## CHALLENGE
For every line in the data below that contains "this", copy the line.
** Start SUPPLIED RECORDS **
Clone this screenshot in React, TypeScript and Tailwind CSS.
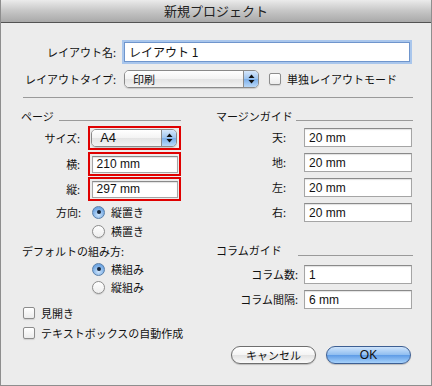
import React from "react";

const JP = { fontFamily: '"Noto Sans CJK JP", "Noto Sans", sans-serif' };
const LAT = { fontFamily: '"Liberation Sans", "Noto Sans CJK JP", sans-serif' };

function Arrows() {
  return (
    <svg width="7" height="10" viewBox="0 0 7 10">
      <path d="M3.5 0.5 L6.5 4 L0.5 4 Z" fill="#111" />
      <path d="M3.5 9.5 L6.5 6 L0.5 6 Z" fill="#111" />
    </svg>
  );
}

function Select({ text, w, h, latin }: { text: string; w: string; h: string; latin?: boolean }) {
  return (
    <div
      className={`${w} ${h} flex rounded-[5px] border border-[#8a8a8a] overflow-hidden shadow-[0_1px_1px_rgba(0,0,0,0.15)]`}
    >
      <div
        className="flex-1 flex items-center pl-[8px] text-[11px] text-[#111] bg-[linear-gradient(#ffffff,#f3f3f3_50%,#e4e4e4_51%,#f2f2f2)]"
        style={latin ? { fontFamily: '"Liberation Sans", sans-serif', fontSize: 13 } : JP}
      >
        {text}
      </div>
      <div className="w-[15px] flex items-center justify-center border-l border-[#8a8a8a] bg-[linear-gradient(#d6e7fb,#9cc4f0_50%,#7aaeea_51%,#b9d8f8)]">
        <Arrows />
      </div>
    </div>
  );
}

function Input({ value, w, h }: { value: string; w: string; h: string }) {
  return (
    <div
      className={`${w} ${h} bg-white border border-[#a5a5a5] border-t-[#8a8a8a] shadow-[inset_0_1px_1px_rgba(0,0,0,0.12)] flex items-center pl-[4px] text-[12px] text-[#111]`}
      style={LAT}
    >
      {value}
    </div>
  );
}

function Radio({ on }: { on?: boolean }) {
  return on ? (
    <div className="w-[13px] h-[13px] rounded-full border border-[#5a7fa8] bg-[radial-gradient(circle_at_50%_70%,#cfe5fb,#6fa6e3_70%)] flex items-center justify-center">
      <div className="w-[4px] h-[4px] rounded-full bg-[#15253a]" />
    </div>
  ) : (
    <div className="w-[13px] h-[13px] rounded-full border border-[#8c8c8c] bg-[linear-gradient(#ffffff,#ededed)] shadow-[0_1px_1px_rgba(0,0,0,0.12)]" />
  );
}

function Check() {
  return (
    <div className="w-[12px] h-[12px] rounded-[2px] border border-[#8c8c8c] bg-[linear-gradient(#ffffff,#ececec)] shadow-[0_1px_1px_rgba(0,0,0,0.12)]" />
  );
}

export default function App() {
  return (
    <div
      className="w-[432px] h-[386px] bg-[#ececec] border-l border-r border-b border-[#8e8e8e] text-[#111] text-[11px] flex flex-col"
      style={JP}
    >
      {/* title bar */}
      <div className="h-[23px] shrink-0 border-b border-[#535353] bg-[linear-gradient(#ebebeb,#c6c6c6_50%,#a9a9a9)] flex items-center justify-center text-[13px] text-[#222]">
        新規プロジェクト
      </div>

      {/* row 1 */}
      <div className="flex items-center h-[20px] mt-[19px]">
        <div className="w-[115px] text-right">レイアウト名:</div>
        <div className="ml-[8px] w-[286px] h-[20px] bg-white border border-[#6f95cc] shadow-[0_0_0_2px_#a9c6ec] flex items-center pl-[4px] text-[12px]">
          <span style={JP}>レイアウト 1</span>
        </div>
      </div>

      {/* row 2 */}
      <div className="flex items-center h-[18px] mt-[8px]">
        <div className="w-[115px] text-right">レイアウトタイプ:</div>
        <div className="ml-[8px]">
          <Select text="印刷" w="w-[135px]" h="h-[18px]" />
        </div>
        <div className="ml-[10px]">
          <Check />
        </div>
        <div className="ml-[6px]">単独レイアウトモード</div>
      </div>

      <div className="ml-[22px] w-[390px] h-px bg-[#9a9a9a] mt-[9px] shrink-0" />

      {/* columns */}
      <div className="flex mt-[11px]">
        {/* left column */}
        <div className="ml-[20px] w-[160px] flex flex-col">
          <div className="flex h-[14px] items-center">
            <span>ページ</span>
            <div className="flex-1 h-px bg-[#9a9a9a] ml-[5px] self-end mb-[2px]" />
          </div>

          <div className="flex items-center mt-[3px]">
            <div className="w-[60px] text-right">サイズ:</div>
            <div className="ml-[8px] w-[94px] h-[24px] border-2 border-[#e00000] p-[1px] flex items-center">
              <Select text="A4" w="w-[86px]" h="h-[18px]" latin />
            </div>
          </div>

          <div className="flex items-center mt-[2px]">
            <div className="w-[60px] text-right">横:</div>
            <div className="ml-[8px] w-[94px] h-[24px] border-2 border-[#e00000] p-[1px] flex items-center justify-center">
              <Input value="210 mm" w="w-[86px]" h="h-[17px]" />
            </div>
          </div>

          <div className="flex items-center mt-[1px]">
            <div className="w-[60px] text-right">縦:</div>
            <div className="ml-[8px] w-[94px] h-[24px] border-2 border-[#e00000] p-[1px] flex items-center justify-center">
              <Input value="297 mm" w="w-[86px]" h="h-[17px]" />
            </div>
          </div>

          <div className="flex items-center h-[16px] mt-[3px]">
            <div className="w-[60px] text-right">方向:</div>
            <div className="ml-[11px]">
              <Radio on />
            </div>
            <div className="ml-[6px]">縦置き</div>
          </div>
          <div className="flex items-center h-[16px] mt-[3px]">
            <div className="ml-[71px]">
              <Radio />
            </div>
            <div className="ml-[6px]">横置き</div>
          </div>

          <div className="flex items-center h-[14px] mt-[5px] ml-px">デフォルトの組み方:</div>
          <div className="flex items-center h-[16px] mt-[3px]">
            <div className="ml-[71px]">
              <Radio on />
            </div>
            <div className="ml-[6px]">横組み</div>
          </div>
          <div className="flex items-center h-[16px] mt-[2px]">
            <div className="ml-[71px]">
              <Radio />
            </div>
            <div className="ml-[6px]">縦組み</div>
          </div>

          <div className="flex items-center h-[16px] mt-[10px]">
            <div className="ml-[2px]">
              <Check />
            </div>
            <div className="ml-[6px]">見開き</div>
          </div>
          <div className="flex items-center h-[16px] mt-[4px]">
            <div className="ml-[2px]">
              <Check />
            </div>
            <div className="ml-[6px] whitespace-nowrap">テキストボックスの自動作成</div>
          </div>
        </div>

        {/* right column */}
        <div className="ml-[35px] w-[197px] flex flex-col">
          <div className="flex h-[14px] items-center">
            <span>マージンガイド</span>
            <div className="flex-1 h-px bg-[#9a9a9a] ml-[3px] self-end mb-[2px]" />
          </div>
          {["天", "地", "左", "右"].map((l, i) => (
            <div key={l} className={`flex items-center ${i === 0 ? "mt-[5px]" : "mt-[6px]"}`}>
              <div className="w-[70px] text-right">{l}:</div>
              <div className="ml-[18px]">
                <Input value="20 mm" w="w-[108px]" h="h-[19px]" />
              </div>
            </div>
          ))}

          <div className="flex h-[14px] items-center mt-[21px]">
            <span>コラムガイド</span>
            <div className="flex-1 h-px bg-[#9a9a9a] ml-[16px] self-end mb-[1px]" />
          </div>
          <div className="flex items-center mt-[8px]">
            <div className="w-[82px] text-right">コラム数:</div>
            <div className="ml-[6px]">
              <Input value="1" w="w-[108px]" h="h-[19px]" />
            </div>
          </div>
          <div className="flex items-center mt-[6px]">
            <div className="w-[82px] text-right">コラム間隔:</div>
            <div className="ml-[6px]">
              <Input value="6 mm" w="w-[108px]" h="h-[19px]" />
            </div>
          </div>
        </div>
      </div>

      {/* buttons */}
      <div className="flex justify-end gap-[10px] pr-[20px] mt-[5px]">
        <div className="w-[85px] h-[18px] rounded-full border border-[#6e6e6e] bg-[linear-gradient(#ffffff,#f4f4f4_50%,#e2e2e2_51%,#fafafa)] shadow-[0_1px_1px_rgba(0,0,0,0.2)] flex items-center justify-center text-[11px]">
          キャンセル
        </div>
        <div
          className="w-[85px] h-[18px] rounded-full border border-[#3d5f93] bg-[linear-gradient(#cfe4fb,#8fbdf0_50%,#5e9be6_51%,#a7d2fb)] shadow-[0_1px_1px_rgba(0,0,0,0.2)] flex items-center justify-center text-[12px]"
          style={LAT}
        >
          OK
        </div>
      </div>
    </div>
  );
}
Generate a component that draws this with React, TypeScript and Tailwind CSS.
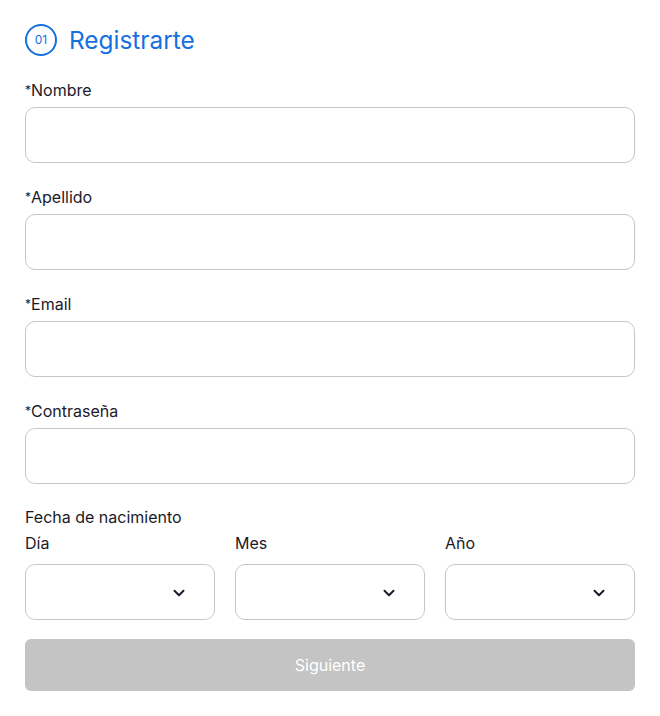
** End SUPPLIED RECORDS **
## TASK OUTPUT
Clone this screenshot in React, TypeScript and Tailwind CSS.
Generate a component that draws this with React, TypeScript and Tailwind CSS.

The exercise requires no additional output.